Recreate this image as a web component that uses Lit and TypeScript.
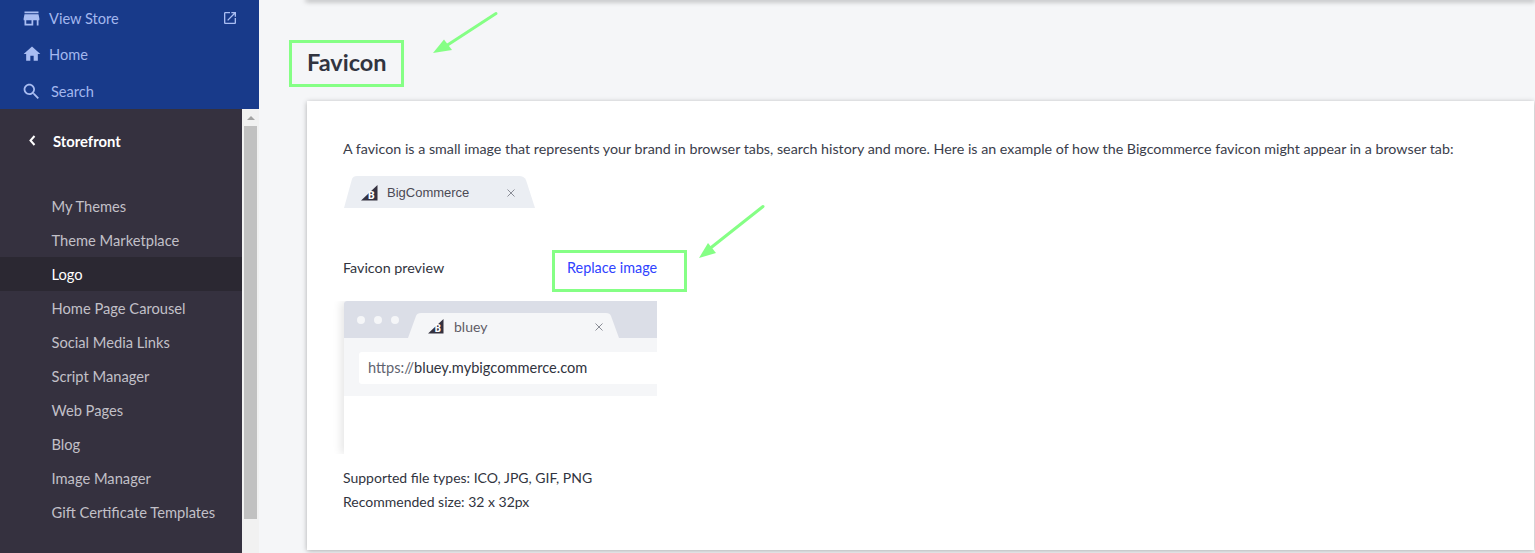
import { LitElement, html, css, svg } from "lit";
import { customElement } from "lit/decorators.js";

const NAV = ["My Themes", "Theme Marketplace", "Logo", "Home Page Carousel", "Social Media Links", "Script Manager", "Web Pages", "Blog", "Image Manager", "Gift Certificate Templates"];

const bcLogo = () => html`<svg class="logo" viewBox="0 0 17 16"><path fill="#34313f" d="M16.500 0 0 15.500h16.500z"/><text x="6.800" y="14" font-family="Noto Sans" font-size="10.500" font-weight="700" fill="#fff">B</text></svg>`;
const close = () => html`<svg class="x" viewBox="0 0 8 8"><path d="M.5.5l7 7M7.500.5l-7 7"/></svg>`;

@customElement("app-root")
export class AppRoot extends LitElement {
  static styles = css`
    :host { display: flex; width: 1535px; height: 553px; overflow: hidden; position: relative; background: #f5f6f8; font-family: "Lato", "Noto Sans", sans-serif; font-size: 14px; color: #313440; }
    .side { width: 259px; flex: none; display: flex; flex-direction: column; background: #35313f; }
    .top { height: 109px; background: #183a8a; color: #a3b7ee; flex: none; display: flex; flex-direction: column; font-size: 14.6px; }
    .top a { height: 36.500px; display: flex; align-items: center; padding-left: 21px; gap: 7px; }
    .top a:first-child { height: 36px; }
    .top svg { width: 21px; height: 21px; fill: #a9bdf2; flex: none; }
    .top .ext { margin-left: auto; margin-right: 21px; width: 16px; height: 16px; }
    .top .home { width: 20px; height: 20px; margin-left: 1px; }
    .top .find { gap: 9px; padding-top: 1px; height: 35.500px; }
    .lower { flex: 1; display: flex; min-height: 0; }
    .nav { flex: 1; padding-top: 15px; }
    .back { height: 33px; display: flex; align-items: center; padding-left: 29px; color: #fff; font-weight: 700; font-size: 14.800px; gap: 17px; }
    .back svg { width: 7px; height: 11px; }
    ul { list-style: none; margin: 32px 0 0; padding: 0; }
    li { height: 34px; line-height: 34px; padding-left: 51.500px; color: #c2c0c8; font-size: 14.700px; }
    li.on { background: #2b2832; color: #fff; }
    .sb { width: 17px; background: #f1f1f1; flex: none; display: flex; flex-direction: column; align-items: center; padding-top: 7px; box-sizing: border-box; }
    .sb i { width: 0; height: 0; border: 4px solid transparent; border-top: 0; border-bottom: 4px solid #a3a3a3; margin-bottom: 6px; }
    .sb b { display: block; width: 13px; height: 393px; background: #c1c1c1; }
    .main { flex: 1; min-width: 0; padding-left: 48px; display: flex; flex-direction: column; }
    .prev { height: 0; box-shadow: 0 0 5px 1.500px rgba(0,0,0,.35); flex: none; margin-right: 1px; }
    h1 { margin: 0; height: 101px; line-height: 124px; font-size: 23.500px; font-weight: 700; color: #313440; flex: none; box-sizing: border-box; }
    .card { background: #fff; margin-right: 1px; height: 449px; box-sizing: border-box; padding: 35px 36px 0; box-shadow: 0 1px 5px rgba(0,0,0,.3); flex: none; }
    p { margin: 0; line-height: 24px; }
    .intro { font-size: 14.280px; white-space: nowrap; color: #3a3d4a; line-height: 25px; }
    .tab { margin: 15px 0 0 1px; width: 191px; height: 32px; background: #ebeef3; clip-path: path("M0 32 L8 3 Q9 0 13 0 H175 Q180 0 182 4 L191 32Z"); display: flex; align-items: center; padding: 1px 0 0 17px; box-sizing: border-box; font-family: "Liberation Sans", sans-serif; font-size: 13px; color: #4b4a55; gap: 9px; }
    .logo { width: 17px; height: 16px; flex: none; }
    .x { width: 8px; height: 8px; stroke: #8a8d96; stroke-width: 1; fill: none; flex: none; }
    .tab .x { margin-left: 29px; }
    .row { display: flex; margin-top: 48px; line-height: 24px; font-size: 14.300px; }
    .row span { width: 224px; }
    .row a { color: #2f43ff; font-size: 14.400px; }
    .browser { margin: 21px 0 0 1px; width: 313px; height: 153px; background: #fff; box-shadow: -3px 0 8px rgba(0,0,0,.1); clip-path: inset(0 0 0 -12px); border-top-left-radius: 3px; }
    .chrome { height: 37px; background: #dbdee7; display: flex; border-top-left-radius: 3px; overflow: hidden; }
    .dots { display: flex; gap: 9px; padding: 15px 0 0 13px; }
    .dots i { width: 8px; height: 8px; background: #f5f6f8; border-radius: 50%; }
    .btab { margin: 12px 0 0 9px; width: 211px; height: 25px; background: #f5f6f8; clip-path: path("M0 25 L8 3 Q9 0 13 0 H198 Q202 0 203 3 L211 25Z"); display: flex; align-items: center; padding: 2px 0 0 20px; box-sizing: border-box; font-size: 14px; color: #5f5c66; gap: 10px; }
    .btab .logo { width: 16px; height: 15px; }
    .btab .x { margin-left: 98px; }
    .addr { background: #f5f6f8; height: 58px; padding: 14px 0 0 15px; box-sizing: border-box; }
    .addr div { background: #fff; height: 32px; line-height: 31px; padding-left: 9px; border-radius: 3px 0 0 3px; color: #313440; font-size: 14.600px; }
    .addr em { font-style: normal; color: #5f6470; }
    .req { margin-top: 12px; font-size: 14px; }
    .mark { position: absolute; border: 3px solid #85ff85; box-sizing: border-box; }
    .m1 { left: 289px; top: 40px; width: 115px; height: 47px; }
    .m2 { left: 552px; top: 250px; width: 135px; height: 42px; }
    .arrows { position: absolute; left: 0; top: 0; width: 1535px; height: 553px; pointer-events: none; }
  `;
  render() {
    return html`
      <div class="side">
        <div class="top">
          <a><svg viewBox="0 0 24 24"><path d="M20 4H4v2h16V4zm1 10v-2l-1-5H4l-1 5v2h1v6h10v-6h4v6h2v-6h1zm-9 4H6v-4h6v4z"/></svg>View Store
            <svg class="ext" viewBox="0 0 24 24"><path d="M19 19H5V5h7V3H5c-1.110 0-2 .9-2 2v14c0 1.100.89 2 2 2h14c1.100 0 2-.9 2-2v-7h-2v7zM14 3v2h3.590l-9.830 9.830 1.410 1.410L19 6.410V10h2V3h-7z"/></svg></a>
          <a><svg class="home" viewBox="0 0 24 24"><path d="M10 20v-6h4v6h5v-8h3L12 3 2 12h3v8z"/></svg>Home</a>
          <a class="find"><svg viewBox="0 0 24 24"><path d="M15.500 14h-.79l-.28-.27C15.410 12.590 16 11.110 16 9.500 16 5.910 13.090 3 9.500 3S3 5.910 3 9.500 5.910 16 9.500 16c1.610 0 3.090-.59 4.230-1.570l.27.28v.79l5 4.990L20.490 19l-4.990-5zm-6 0C7.010 14 5 11.990 5 9.500S7.010 5 9.500 5 14 7.010 14 9.500 11.990 14 9.500 14z"/></svg>Search</a>
        </div>
        <div class="lower">
          <div class="nav">
            <div class="back"><svg viewBox="0 0 7 11"><path d="M5.500 1 1.500 5.500l4 4.500" fill="none" stroke="#fff" stroke-width="2"/></svg>Storefront</div>
            <ul>${NAV.map((n) => html`<li class=${n === "Logo" ? "on" : ""}>${n}</li>`)}</ul>
          </div>
          <div class="sb"><i></i><b></b></div>
        </div>
      </div>
      <div class="main">
        <div class="prev"></div>
        <h1>Favicon</h1>
        <div class="card">
          <p class="intro">A favicon is a small image that represents your brand in browser tabs, search history and more. Here is an example of how the Bigcommerce favicon might appear in a browser tab:</p>
          <div class="tab">${bcLogo()}<span>BigCommerce</span>${close()}</div>
          <div class="row"><span>Favicon preview</span><a>Replace image</a></div>
          <div class="browser">
            <div class="chrome">
              <div class="dots"><i></i><i></i><i></i></div>
              <div class="btab">${bcLogo()}<span>bluey</span>${close()}</div>
            </div>
            <div class="addr"><div><em>https://</em>bluey.mybigcommerce.com</div></div>
          </div>
          <p class="req">Supported file types: ICO, JPG, GIF, PNG<br />Recommended size: 32 x 32px</p>
        </div>
      </div>
      <div class="mark m1"></div>
      <div class="mark m2"></div>
      <svg class="arrows" viewBox="0 0 1535 553">
        ${svg`<path d="M496 13.500 446 46" stroke="#85ff85" stroke-width="3" fill="none" stroke-linecap="round"/><path d="M433 53 444 39.500 452 50z" fill="#85ff85"/>
        <path d="M763 206.500 708 250" stroke="#85ff85" stroke-width="3" fill="none" stroke-linecap="round"/><path d="M699 258 708 243 716 253z" fill="#85ff85"/>`}
      </svg>
    `;
  }
}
──────────
**INSTRUCTIONS TO FOLLOW:** Every line from the top of the material above through the line with "const close = ()" should be duplicated exactly, please; leave out the pictures.

**TASK ANSWER:**
Recreate this image as a web component that uses Lit and TypeScript.
import { LitElement, html, css, svg } from "lit";
import { customElement } from "lit/decorators.js";

const NAV = ["My Themes", "Theme Marketplace", "Logo", "Home Page Carousel", "Social Media Links", "Script Manager", "Web Pages", "Blog", "Image Manager", "Gift Certificate Templates"];

const bcLogo = () => html`<svg class="logo" viewBox="0 0 17 16"><path fill="#34313f" d="M16.500 0 0 15.500h16.500z"/><text x="6.800" y="14" font-family="Noto Sans" font-size="10.500" font-weight="700" fill="#fff">B</text></svg>`;
const close = () => html`<svg class="x" viewBox="0 0 8 8"><path d="M.5.5l7 7M7.500.5l-7 7"/></svg>`;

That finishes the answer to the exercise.